Matt: Yup – at the end of recording Episode 3, Gordon Kennedy, who was recording something in the next studio, burst into our room, shouted, "David!" hugged him and then spent 10 minutes reminiscing about their Absolutely days while we tried not to look like star-struck comedy nerds.
Nick: I didn't - I had to go to Indochina for a thing.
Matt: As for my favourites, I can second most of Nick's list, and doubly second Arrested Development and just about everything that Armando Iannucci has been involved in. Plus, for stand-ups, Mitch Hedberg's mind was remarkable. I don't really do one-liners, but if I did, I wish they could be as good as his. That and Jack Handey: hilarious ideas there.

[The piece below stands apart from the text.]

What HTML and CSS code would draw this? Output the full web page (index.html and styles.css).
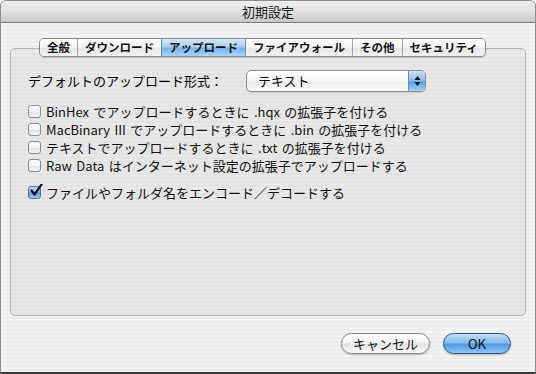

And I know it's not exactly fashionable, but Jasper Carrott was the first person who was essentially doing stand-up that I remember laughing at on TV. And I remember laughing at it a lot. If anyone's to blame for getting me into comedy, it's probably him.
Nick: If we're counting stand-ups I have to add Emo Phillips, Stephen Wright, then later Bill Hicks, Richard Pryor, George Carlin, Woody Allen (later in my awareness of them; not chronologically). The first time I did stand-up, aged 19, my main influences were probably Stephen Fry and Arnold Brown. That changed a lot, obviously. These days when people ask me about the comics I hold in the greatest esteem, they're all people I know personally, including some of my closest friends. As I say, I am very happy.
Cheers guys. Thanks so much for your time, and best of luck with the show!